- [Given request] Quote, verbatim, all material below, without pictures.

Stored entries:
• • • • • • •
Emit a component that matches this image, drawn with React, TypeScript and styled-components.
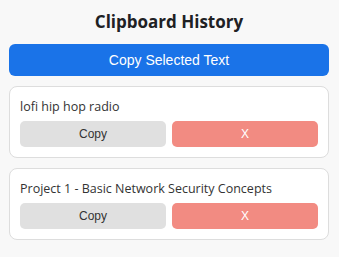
import React from 'react';
import styled, { createGlobalStyle } from 'styled-components';

const GlobalStyle = createGlobalStyle`
    body {
        margin: 0;
        background: #f8f8f8;
        font-family: "Open Sans", "Noto Sans", sans-serif;
    }
`;

const Popup = styled.div`
    width: 320px;
    padding: 10px 10px 18px 9px;
`;

const Title = styled.h2`
    margin: 0 0 10px;
    font-size: 17px;
    line-height: 24px;
    font-weight: 700;
    text-align: center;
    color: #202124;
`;

const PrimaryButton = styled.button`
    display: block;
    width: 100%;
    height: 32px;
    margin: 0 0 10px;
    border: none;
    border-radius: 6px;
    background: #1a73e8;
    color: #fff;
    font-family: "Liberation Sans", Arial, sans-serif;
    font-size: 14px;
    cursor: pointer;
`;

const Entry = styled.div`
    background: #fff;
    border: 1px solid #ddd;
    border-radius: 8px;
    padding: 10px;
    margin-bottom: 10px;
`;

const EntryText = styled.div`
    font-size: 12.5px;
    line-height: 20px;
    margin-bottom: 4px;
    color: #333;
`;

const Actions = styled.div`
    display: flex;
    gap: 6px;
`;

const ActionButton = styled.button<{ $danger?: boolean }>`
    flex: 1;
    height: 26px;
    border: none;
    border-radius: 5px;
    background: ${(p) => (p.$danger ? '#f28b82' : '#e0e0e0')};
    color: ${(p) => (p.$danger ? '#fff' : '#333')};
    font-family: "Liberation Sans", Arial, sans-serif;
    font-size: 12px;
    cursor: pointer;
`;

const history = ['lofi hip hop radio', 'Project 1 - Basic Network Security Concepts'];

const App: React.FC = () => {
    return (
        <>
            <GlobalStyle />
            <Popup>
                <Title>Clipboard History</Title>
                <PrimaryButton>Copy Selected Text</PrimaryButton>
                {history.map((item) => (
                    <Entry key={item}>
                        <EntryText>{item}</EntryText>
                        <Actions>
                            <ActionButton>Copy</ActionButton>
                            <ActionButton $danger>X</ActionButton>
                        </Actions>
                    </Entry>
                ))}
            </Popup>
        </>
    );
};

export default App;
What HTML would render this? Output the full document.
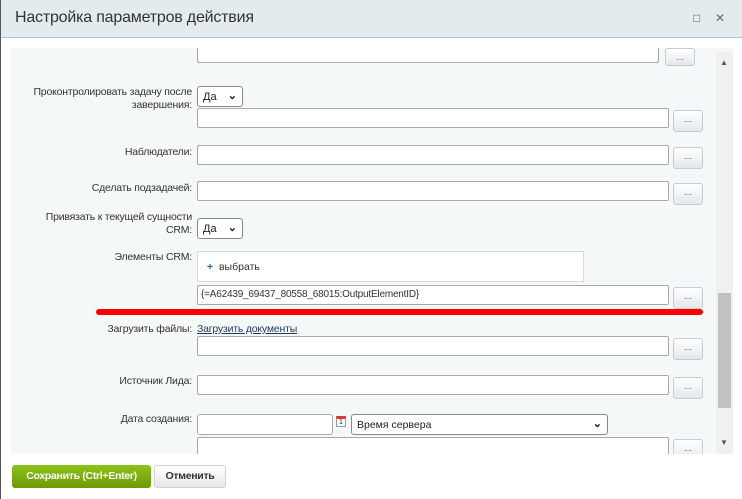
<!DOCTYPE html>
<html><head><meta charset="utf-8"><style>
*{box-sizing:border-box;margin:0;padding:0}
body{width:742px;height:499px;overflow:hidden;background:#fff;font-family:"Liberation Sans",sans-serif;position:relative;border-left:1px solid #555}
.hdr{position:absolute;left:0;top:0;width:741px;height:38px;background:#e4ebef;border-bottom:1px solid #b9c2c7}
.hdr .t{position:absolute;left:14px;top:9px;font-size:16px;color:#333;letter-spacing:-0.2px}
.hdr .i{position:absolute;top:11px;font-size:12px;color:#666}
.panel{position:absolute;left:10px;top:48px;width:722px;height:406px;background:#f5f8f9;overflow:hidden}
.sb{position:absolute;left:705px;top:4px;width:17px;height:402px;background:#f0f0f0}
.thumb{position:absolute;left:2px;top:241px;width:13px;height:115px;background:#c1c1c1}
.ar{position:absolute;left:4px;font-size:8px;color:#555}
.a{position:absolute}
.lbl{position:absolute;right:541px;font-size:10.5px;color:#333;text-align:right;line-height:13px;letter-spacing:-0.2px}
.ta{position:absolute;left:186px;width:472px;height:20px;background:#fff;border:1px solid #a9a9a9;border-radius:2px}
.btn{position:absolute;left:662px;width:30px;height:22px;border:1px solid #c6cdd1;border-radius:3px;background:linear-gradient(#fff,#e3e8ea);font-size:9px;color:#555;text-align:center;line-height:16px}
.sel{position:absolute;left:186px;height:21px;background:#fff;border:1px solid #888;border-radius:3px;font-size:11px;padding:4px 5px;color:#222}
.sel b{position:absolute;right:5px;top:2px;font-size:11px}
</style></head><body>
<div class="hdr"><div class="t">Настройка параметров действия</div><div class="i" style="left:692px">□</div><div class="i" style="left:714px">✕</div></div>
<div class="panel">
<div class="ta" style="top:-5px;width:462px"></div><div class="btn" style="left:654px;top:0px;height:18px">...</div>
<div class="lbl" style="top:38px">Проконтролировать задачу после<br>завершения:</div>
<div class="sel" style="top:38px;width:46px">Да<b>⌄</b></div>
<div class="ta" style="top:60px"></div><div class="btn" style="top:62px">...</div>
<div class="lbl" style="top:98px">Наблюдатели:</div>
<div class="ta" style="top:97px"></div><div class="btn" style="top:99px">...</div>
<div class="lbl" style="top:134px">Сделать подзадачей:</div>
<div class="ta" style="top:133px"></div><div class="btn" style="top:135px">...</div>
<div class="lbl" style="top:163px">Привязать к текущей сущности<br>CRM:</div>
<div class="sel" style="top:170px;width:46px">Да<b>⌄</b></div>
<div class="lbl" style="top:203px">Элементы CRM:</div>
<div class="a" style="left:186px;top:203px;width:387px;height:31px;background:#fff;border:1px solid #d5dadd;font-size:10.5px;padding:9px 9px;color:#333"><span style="color:#2067b0;font-weight:bold">+</span>&nbsp; выбрать</div>
<div class="ta" style="top:237px;font-size:10px;padding:3px 3px;color:#333;letter-spacing:-0.2px">{=A62439_69437_80558_68015:OutputElementID}</div><div class="btn" style="top:239px">...</div>
<div class="a" style="left:85px;top:261px;width:607px;height:6px;background:#f00;border-radius:3px"></div>
<div class="lbl" style="top:275px">Загрузить файлы:</div>
<div class="a" style="left:186px;top:275px;font-size:10.5px;color:#1f3a5a;text-decoration:underline;line-height:13px;letter-spacing:-0.2px">Загрузить документы</div>
<div class="ta" style="top:288px"></div><div class="btn" style="top:290px">...</div>
<div class="lbl" style="top:327px">Источник Лида:</div>
<div class="ta" style="top:327px"></div><div class="btn" style="top:329px">...</div>
<div class="lbl" style="top:365px">Дата создания:</div>
<div class="a" style="left:186px;top:366px;width:136px;height:21px;background:#fff;border:1px solid #a9a9a9;border-radius:3px"></div>
<div class="a" style="left:325px;top:368px;width:10px;height:11px;background:#fff;border:1px solid #999;border-top:3px solid #d33;font-size:7px;text-align:center;color:#225;line-height:7px">1</div>
<div class="sel" style="top:366px;left:340px;width:257px;font-size:10.5px">Время сервера<b>⌄</b></div>
<div class="ta" style="top:389px"></div><div class="btn" style="top:391px">...</div>
<div class="sb"><div class="ar" style="top:6px">▲</div><div class="thumb"></div><div class="ar" style="top:386px">▼</div></div>
</div>
<div class="a" style="left:11px;top:465px;width:139px;height:23px;background:linear-gradient(#8fc219,#6b9a06);border-radius:3px;color:#fff;font-size:10.5px;font-weight:bold;text-align:center;line-height:23px;letter-spacing:-0.3px">Сохранить (Ctrl+Enter)</div>
<div class="a" style="left:153px;top:465px;width:72px;height:23px;background:linear-gradient(#fff,#e5e9eb);border:1px solid #cfd4d6;border-radius:3px;color:#333;font-size:10.5px;font-weight:bold;text-align:center;line-height:21px;letter-spacing:-0.3px">Отменить</div>
</body></html>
• • • • • • •
- [Output]
Emit a component that matches this image, drawn with React, TypeScript and styled-components.
import React from 'react';
import styled, { createGlobalStyle } from 'styled-components';

const GlobalStyle = createGlobalStyle`
    body {
        margin: 0;
        background: #f8f8f8;
        font-family: "Open Sans", "Noto Sans", sans-serif;
    }
`;

const Popup = styled.div`
    width: 320px;
    padding: 10px 10px 18px 9px;
`;

const Title = styled.h2`
    margin: 0 0 10px;
    font-size: 17px;
    line-height: 24px;
    font-weight: 700;
    text-align: center;
    color: #202124;
`;

const PrimaryButton = styled.button`
    display: block;
    width: 100%;
    height: 32px;
    margin: 0 0 10px;
    border: none;
    border-radius: 6px;
    background: #1a73e8;
    color: #fff;
    font-family: "Liberation Sans", Arial, sans-serif;
    font-size: 14px;
    cursor: pointer;
`;

const Entry = styled.div`
    background: #fff;
    border: 1px solid #ddd;
    border-radius: 8px;
    padding: 10px;
    margin-bottom: 10px;
`;

const EntryText = styled.div`
    font-size: 12.5px;
    line-height: 20px;
    margin-bottom: 4px;
    color: #333;
`;

const Actions = styled.div`
    display: flex;
    gap: 6px;
`;

const ActionButton = styled.button<{ $danger?: boolean }>`
    flex: 1;
    height: 26px;
    border: none;
    border-radius: 5px;
    background: ${(p) => (p.$danger ? '#f28b82' : '#e0e0e0')};
    color: ${(p) => (p.$danger ? '#fff' : '#333')};
    font-family: "Liberation Sans", Arial, sans-serif;
    font-size: 12px;
    cursor: pointer;
`;

const history = ['lofi hip hop radio', 'Project 1 - Basic Network Security Concepts'];

const App: React.FC = () => {
    return (
        <>
            <GlobalStyle />
            <Popup>
                <Title>Clipboard History</Title>
                <PrimaryButton>Copy Selected Text</PrimaryButton>
                {history.map((item) => (
                    <Entry key={item}>
                        <EntryText>{item}</EntryText>
                        <Actions>
                            <ActionButton>Copy</ActionButton>
                            <ActionButton $danger>X</ActionButton>
                        </Actions>
                    </Entry>
                ))}
            </Popup>
        </>
    );
};

export default App;
What HTML would render this? Output the full document.
<!DOCTYPE html>
<html><head><meta charset="utf-8"><style>
*{box-sizing:border-box;margin:0;padding:0}
body{width:742px;height:499px;overflow:hidden;background:#fff;font-family:"Liberation Sans",sans-serif;position:relative;border-left:1px solid #555}
.hdr{position:absolute;left:0;top:0;width:741px;height:38px;background:#e4ebef;border-bottom:1px solid #b9c2c7}
.hdr .t{position:absolute;left:14px;top:9px;font-size:16px;color:#333;letter-spacing:-0.2px}
.hdr .i{position:absolute;top:11px;font-size:12px;color:#666}
.panel{position:absolute;left:10px;top:48px;width:722px;height:406px;background:#f5f8f9;overflow:hidden}
.sb{position:absolute;left:705px;top:4px;width:17px;height:402px;background:#f0f0f0}
.thumb{position:absolute;left:2px;top:241px;width:13px;height:115px;background:#c1c1c1}
.ar{position:absolute;left:4px;font-size:8px;color:#555}
.a{position:absolute}
.lbl{position:absolute;right:541px;font-size:10.5px;color:#333;text-align:right;line-height:13px;letter-spacing:-0.2px}
.ta{position:absolute;left:186px;width:472px;height:20px;background:#fff;border:1px solid #a9a9a9;border-radius:2px}
.btn{position:absolute;left:662px;width:30px;height:22px;border:1px solid #c6cdd1;border-radius:3px;background:linear-gradient(#fff,#e3e8ea);font-size:9px;color:#555;text-align:center;line-height:16px}
.sel{position:absolute;left:186px;height:21px;background:#fff;border:1px solid #888;border-radius:3px;font-size:11px;padding:4px 5px;color:#222}
.sel b{position:absolute;right:5px;top:2px;font-size:11px}
</style></head><body>
<div class="hdr"><div class="t">Настройка параметров действия</div><div class="i" style="left:692px">□</div><div class="i" style="left:714px">✕</div></div>
<div class="panel">
<div class="ta" style="top:-5px;width:462px"></div><div class="btn" style="left:654px;top:0px;height:18px">...</div>
<div class="lbl" style="top:38px">Проконтролировать задачу после<br>завершения:</div>
<div class="sel" style="top:38px;width:46px">Да<b>⌄</b></div>
<div class="ta" style="top:60px"></div><div class="btn" style="top:62px">...</div>
<div class="lbl" style="top:98px">Наблюдатели:</div>
<div class="ta" style="top:97px"></div><div class="btn" style="top:99px">...</div>
<div class="lbl" style="top:134px">Сделать подзадачей:</div>
<div class="ta" style="top:133px"></div><div class="btn" style="top:135px">...</div>
<div class="lbl" style="top:163px">Привязать к текущей сущности<br>CRM:</div>
<div class="sel" style="top:170px;width:46px">Да<b>⌄</b></div>
<div class="lbl" style="top:203px">Элементы CRM:</div>
<div class="a" style="left:186px;top:203px;width:387px;height:31px;background:#fff;border:1px solid #d5dadd;font-size:10.5px;padding:9px 9px;color:#333"><span style="color:#2067b0;font-weight:bold">+</span>&nbsp; выбрать</div>
<div class="ta" style="top:237px;font-size:10px;padding:3px 3px;color:#333;letter-spacing:-0.2px">{=A62439_69437_80558_68015:OutputElementID}</div><div class="btn" style="top:239px">...</div>
<div class="a" style="left:85px;top:261px;width:607px;height:6px;background:#f00;border-radius:3px"></div>
<div class="lbl" style="top:275px">Загрузить файлы:</div>
<div class="a" style="left:186px;top:275px;font-size:10.5px;color:#1f3a5a;text-decoration:underline;line-height:13px;letter-spacing:-0.2px">Загрузить документы</div>
<div class="ta" style="top:288px"></div><div class="btn" style="top:290px">...</div>
<div class="lbl" style="top:327px">Источник Лида:</div>
<div class="ta" style="top:327px"></div><div class="btn" style="top:329px">...</div>
<div class="lbl" style="top:365px">Дата создания:</div>
<div class="a" style="left:186px;top:366px;width:136px;height:21px;background:#fff;border:1px solid #a9a9a9;border-radius:3px"></div>
<div class="a" style="left:325px;top:368px;width:10px;height:11px;background:#fff;border:1px solid #999;border-top:3px solid #d33;font-size:7px;text-align:center;color:#225;line-height:7px">1</div>
<div class="sel" style="top:366px;left:340px;width:257px;font-size:10.5px">Время сервера<b>⌄</b></div>
<div class="ta" style="top:389px"></div><div class="btn" style="top:391px">...</div>
<div class="sb"><div class="ar" style="top:6px">▲</div><div class="thumb"></div><div class="ar" style="top:386px">▼</div></div>
</div>
<div class="a" style="left:11px;top:465px;width:139px;height:23px;background:linear-gradient(#8fc219,#6b9a06);border-radius:3px;color:#fff;font-size:10.5px;font-weight:bold;text-align:center;line-height:23px;letter-spacing:-0.3px">Сохранить (Ctrl+Enter)</div>
<div class="a" style="left:153px;top:465px;width:72px;height:23px;background:linear-gradient(#fff,#e5e9eb);border:1px solid #cfd4d6;border-radius:3px;color:#333;font-size:10.5px;font-weight:bold;text-align:center;line-height:21px;letter-spacing:-0.3px">Отменить</div>
</body></html>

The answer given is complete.